Vom Abriss zur Wiederbelebung: Wie ein US-Atomkraftwerk in Michigan eine zweite Chance erhält
Für Bundeskanzler Scholz ist das Thema Kernkraft abgeschlossen. In Michigan hingegen erlebt es eine Wiederbelebung. Der Reaktor von Palisades nahm 1971 seinen Betrieb auf und wurde 2022 abgeschaltet. Holtec, ein Unternehmen für nukleare Dienstleistungen, hatte den Meiler bereits 2018 gekauft, um ihn bis 2041 abzureißen. Dann entschied man sich jedoch, die Betriebsbereitschaft wiederherzustellen. Bis Ende 2025 soll Palisades wieder Strom liefern.
Die US-Regierung unterstützt das Projekt mit einer 1,5-Milliarden-Bürgschaft, während der Bundesstaat Michigan zusätzlich 150 Millionen Dollar beisteuert. Der Verkauf des Atomstroms erfolgt über ein sogenanntes Power Purchase Agreement (PPA) mit den ländlichen Kooperativen „Michigan’s Wolverine Power Cooperative“ und „Hoosier Energy“.

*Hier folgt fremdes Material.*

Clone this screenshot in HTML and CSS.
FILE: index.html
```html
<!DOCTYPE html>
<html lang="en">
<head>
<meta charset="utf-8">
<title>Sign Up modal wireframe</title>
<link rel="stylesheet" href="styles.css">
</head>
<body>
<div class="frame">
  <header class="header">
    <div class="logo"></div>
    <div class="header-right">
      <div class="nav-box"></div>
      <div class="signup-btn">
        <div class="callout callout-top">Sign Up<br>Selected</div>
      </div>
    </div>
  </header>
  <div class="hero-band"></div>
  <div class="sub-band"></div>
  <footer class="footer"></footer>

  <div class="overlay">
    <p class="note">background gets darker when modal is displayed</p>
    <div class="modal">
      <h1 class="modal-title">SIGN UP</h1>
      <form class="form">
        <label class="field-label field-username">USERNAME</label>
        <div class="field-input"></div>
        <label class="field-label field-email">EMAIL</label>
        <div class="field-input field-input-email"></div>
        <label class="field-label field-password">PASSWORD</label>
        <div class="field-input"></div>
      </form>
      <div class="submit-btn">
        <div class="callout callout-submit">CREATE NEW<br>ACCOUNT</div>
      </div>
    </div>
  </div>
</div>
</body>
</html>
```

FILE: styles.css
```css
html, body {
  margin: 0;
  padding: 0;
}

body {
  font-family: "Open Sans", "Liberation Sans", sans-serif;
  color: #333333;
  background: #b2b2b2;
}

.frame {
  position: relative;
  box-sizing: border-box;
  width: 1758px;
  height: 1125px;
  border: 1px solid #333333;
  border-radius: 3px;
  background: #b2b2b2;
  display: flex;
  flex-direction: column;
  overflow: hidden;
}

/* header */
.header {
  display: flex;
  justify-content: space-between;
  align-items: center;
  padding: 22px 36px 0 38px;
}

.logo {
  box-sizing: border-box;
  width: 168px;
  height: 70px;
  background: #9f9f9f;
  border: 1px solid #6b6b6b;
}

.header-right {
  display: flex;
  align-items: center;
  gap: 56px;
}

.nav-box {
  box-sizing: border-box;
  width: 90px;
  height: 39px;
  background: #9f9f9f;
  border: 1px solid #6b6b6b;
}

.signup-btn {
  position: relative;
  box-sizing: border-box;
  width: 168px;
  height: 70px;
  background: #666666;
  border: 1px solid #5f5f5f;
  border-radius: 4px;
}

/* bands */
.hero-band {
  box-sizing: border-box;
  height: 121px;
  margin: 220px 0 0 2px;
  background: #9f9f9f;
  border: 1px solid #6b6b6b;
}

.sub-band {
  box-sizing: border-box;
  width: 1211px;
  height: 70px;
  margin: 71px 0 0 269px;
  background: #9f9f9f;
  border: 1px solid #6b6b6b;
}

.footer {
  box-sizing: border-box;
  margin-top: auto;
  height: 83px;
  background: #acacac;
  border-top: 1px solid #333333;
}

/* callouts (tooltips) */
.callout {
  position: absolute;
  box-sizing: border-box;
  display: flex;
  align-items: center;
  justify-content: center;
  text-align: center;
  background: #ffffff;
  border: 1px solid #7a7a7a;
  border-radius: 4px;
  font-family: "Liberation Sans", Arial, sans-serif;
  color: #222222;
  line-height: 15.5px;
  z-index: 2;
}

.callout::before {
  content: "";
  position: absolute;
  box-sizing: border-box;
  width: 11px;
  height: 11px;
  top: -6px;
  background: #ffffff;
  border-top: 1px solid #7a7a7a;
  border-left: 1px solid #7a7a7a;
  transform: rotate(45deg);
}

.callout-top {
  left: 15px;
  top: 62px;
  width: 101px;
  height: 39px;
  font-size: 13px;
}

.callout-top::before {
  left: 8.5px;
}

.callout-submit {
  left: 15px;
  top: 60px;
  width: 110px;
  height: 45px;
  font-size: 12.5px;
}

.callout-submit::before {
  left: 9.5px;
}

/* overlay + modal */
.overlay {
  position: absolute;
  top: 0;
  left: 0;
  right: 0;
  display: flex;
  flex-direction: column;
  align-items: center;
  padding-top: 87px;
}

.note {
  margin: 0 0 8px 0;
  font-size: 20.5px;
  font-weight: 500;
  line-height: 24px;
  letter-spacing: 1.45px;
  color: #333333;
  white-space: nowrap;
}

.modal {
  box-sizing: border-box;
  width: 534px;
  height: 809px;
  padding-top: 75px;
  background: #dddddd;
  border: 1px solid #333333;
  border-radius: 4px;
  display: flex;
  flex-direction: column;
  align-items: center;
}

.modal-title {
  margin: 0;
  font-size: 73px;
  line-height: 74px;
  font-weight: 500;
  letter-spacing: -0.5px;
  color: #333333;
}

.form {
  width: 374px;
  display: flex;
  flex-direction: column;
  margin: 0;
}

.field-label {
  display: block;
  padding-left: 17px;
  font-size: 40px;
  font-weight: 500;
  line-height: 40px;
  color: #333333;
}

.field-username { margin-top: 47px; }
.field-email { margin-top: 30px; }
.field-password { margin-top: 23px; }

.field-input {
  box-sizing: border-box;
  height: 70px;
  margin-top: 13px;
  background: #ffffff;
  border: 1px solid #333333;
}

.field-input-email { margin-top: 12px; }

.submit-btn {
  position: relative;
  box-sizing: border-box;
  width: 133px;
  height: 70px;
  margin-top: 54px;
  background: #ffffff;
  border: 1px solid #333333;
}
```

Warum fördert die USA dieses Projekt? Nach Angaben der Internationalen Energieagentur (IEA) sind Laufzeitverlängerungen abgeschriebener Atomkraftwerke eine kostengünstige Möglichkeit, klimafreundliche Elektrizität zu erzeugen. Die Stromgestehungskosten bei einer Laufzeitverlängerung von 20 Jahren betragen 30 bis 40 Dollar pro Megawattstunde. Diese Kosten sind vergleichbar mit den Kosten neuer Wind- und Photovoltaikanlagen und stellen somit eine der kostengünstigsten Möglichkeiten dar, kohlenstoffarmen Strom zu erzeugen, so die Internationale Atomenergie-Agentur (IAEA).

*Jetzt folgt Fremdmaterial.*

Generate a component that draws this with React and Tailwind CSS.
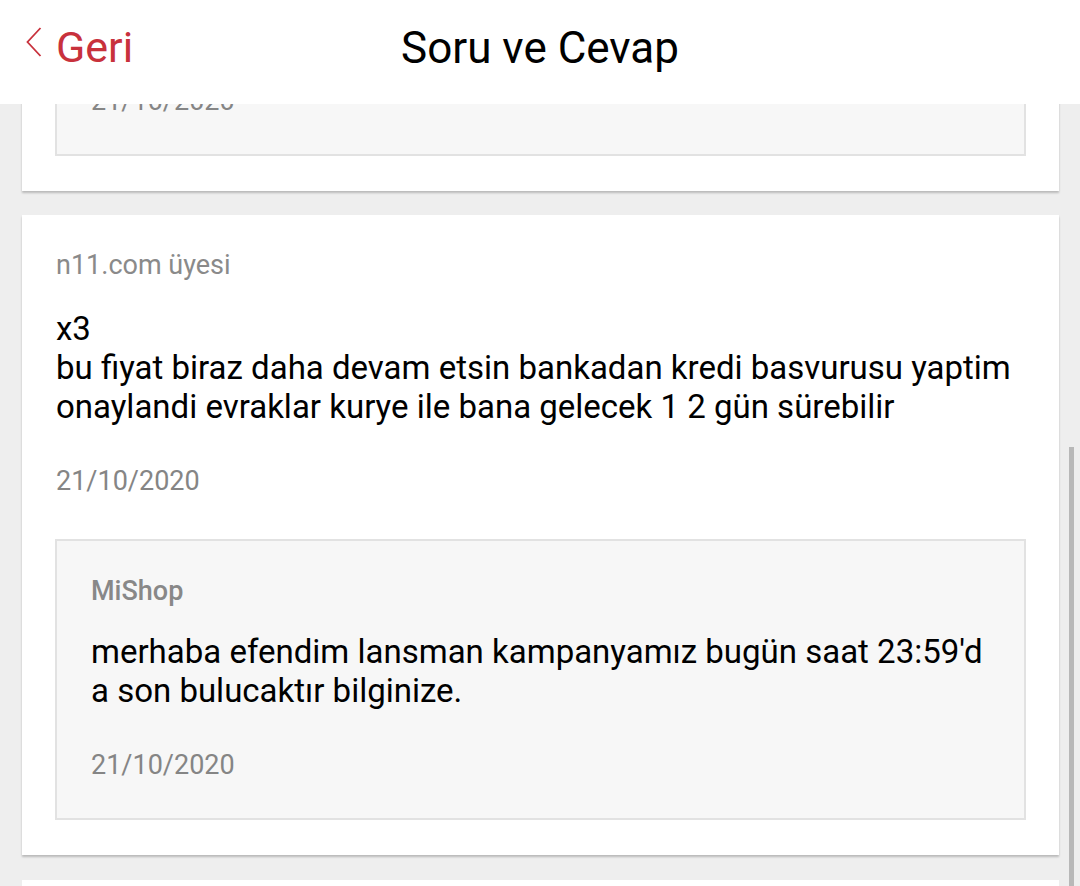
import React from "react";

const font = { fontFamily: "Roboto, 'Noto Sans', 'Liberation Sans', sans-serif" };

function Chevron() {
  return (
    <svg width="16" height="30" viewBox="0 0 16 30" className="shrink-0">
      <polyline points="14.5,1 1.5,15 14.5,29" fill="none" stroke="#c8313c" strokeWidth="1.8" strokeLinejoin="miter" />
    </svg>
  );
}

export default function App() {
  return (
    <div className="relative h-[886px] w-[1080px] overflow-hidden bg-[#eeeeee] flex flex-col" style={font}>
      {/* Header */}
      <header className="relative z-10 h-[104px] shrink-0 bg-white grid grid-cols-[1fr_auto_1fr]">
        <div className="flex items-start pl-[26px] pt-[27px] gap-[14px]">
          <Chevron />
          <span className="text-[43px] leading-none text-[#c8313c] -mt-[1px]">Geri</span>
        </div>
        <h1 className="pt-[26px] text-[44px] leading-none text-black font-normal">Soru ve Cevap</h1>
        <div />
      </header>

      {/* Content */}
      <main className="flex-1 overflow-hidden">
        <div className="-mt-[19px] flex flex-col gap-6 pl-[22px] pr-[21px]">
          {/* Card 1 (partially scrolled away) */}
          <section className="bg-white px-[33px] pb-[35px] shadow-[0_2px_2px_rgba(0,0,0,0.22)]">
            <div className="bg-[#f7f7f7] border-2 border-t-0 border-[#e2e2e2] px-[34px] pb-[37px]">
              <div className="text-[27px] leading-[32px] text-[#858585]">21/10/2020</div>
            </div>
          </section>

          {/* Card 2 */}
          <section className="bg-white pb-[35px] shadow-[0_2px_2px_rgba(0,0,0,0.22)]">
            <div className="px-[34px] pt-[34px]">
              <div className="text-[27px] leading-[32px] text-[#8a8a8a]">n11.com üyesi</div>
              <div className="mt-[28px] text-[33px] leading-[39px] text-black">
                <div className="whitespace-nowrap">x3</div>
                <div className="whitespace-nowrap">bu fiyat biraz daha devam etsin bankadan kredi basvurusu yaptim</div>
                <div className="whitespace-nowrap">onaylandi evraklar kurye ile bana gelecek 1 2 gün sürebilir</div>
              </div>
              <div className="mt-[39px] text-[27px] leading-[32px] text-[#858585]">21/10/2020</div>
            </div>
            <div className="mx-[33px] mt-[42px] bg-[#f7f7f7] border-2 border-[#e2e2e2] px-[34px] pt-[34px] pb-[37px]">
              <div className="text-[27px] leading-[32px] font-medium text-[#888888]">MiShop</div>
              <div className="mt-[25px] text-[33px] leading-[39px] text-black">
                <div className="whitespace-nowrap">merhaba efendim lansman kampanyamız bugün saat 23:59'd</div>
                <div className="whitespace-nowrap">a son bulucaktır bilginize.</div>
              </div>
              <div className="mt-[39px] text-[27px] leading-[32px] text-[#858585]">21/10/2020</div>
            </div>
          </section>

          {/* Card 3 (top edge) */}
          <section className="mt-[1px] h-[200px] bg-white" />
        </div>
      </main>

      {/* Scrollbar */}
      <div className="absolute right-[6px] top-[447px] bottom-0 w-[5px] bg-[#b8b8b8]" />
    </div>
  );
}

Holtec plant, die Laufzeit von Palisades sogar um 25 Jahre zu verlängern, was die Kosten pro Megawattstunde weiter senken dürfte.
Atomkraftwerk Palisades: Wiederbelebung fördert lokale Wirtschaft und reduziert CO₂-Emissionen
Das wiederbelebte Werk soll über 600 Mitarbeiter beschäftigen und eine Lohnsumme von über 80 Millionen Dollar generieren. Es wird erwartet, dass es zu über 500 Millionen Dollar an sekundären Wirtschaftsaktivitäten in der Region beiträgt. Während des Betriebs zahlte Palisades jährlich mehr als 10 Millionen Dollar an Grundsteuern, die lokale Schulen, Strafverfolgungsbehörden, Brandschutz, Parks, Bibliotheken und andere kommunale Ressourcen unterstützten.
Auch die Stabilität des Stromnetzes soll vom Weiterbetrieb profitieren. Die Umrüstung des Kraftwerks werde Michigans CO₂-freie Energieerzeugung und die Netzzuverlässigkeit erheblich verbessern und die Abhängigkeit von teuren Energieimporten verringern.
Trotz dieser Vorteile gibt es auch Kritik von Atomkraftgegnern in den USA. Das Mediennetzwerk „Great Lakes Now“ zitiert Umweltgruppen, die lieber Wind- und Solaranlagen sähen. Sie verweisen auf die Gefahr radioaktiver Leckagen und die ungelöste Endlagerfrage in den USA. Holtec argumentiert hingegen, dass die kohlenstofffreie Stromerzeugung von Palisades entscheidend sei, um Klimaziele zu erreichen und die Zuverlässigkeit der Energieversorgung sicherzustellen.
Der Konzern erwartet, dass das Projekt 4,47 Millionen Tonnen CO₂-Emissionen pro Jahr vermeidet. In den nächsten 25 Jahren sollen insgesamt 111 Millionen Tonnen CO₂ eingespart werden.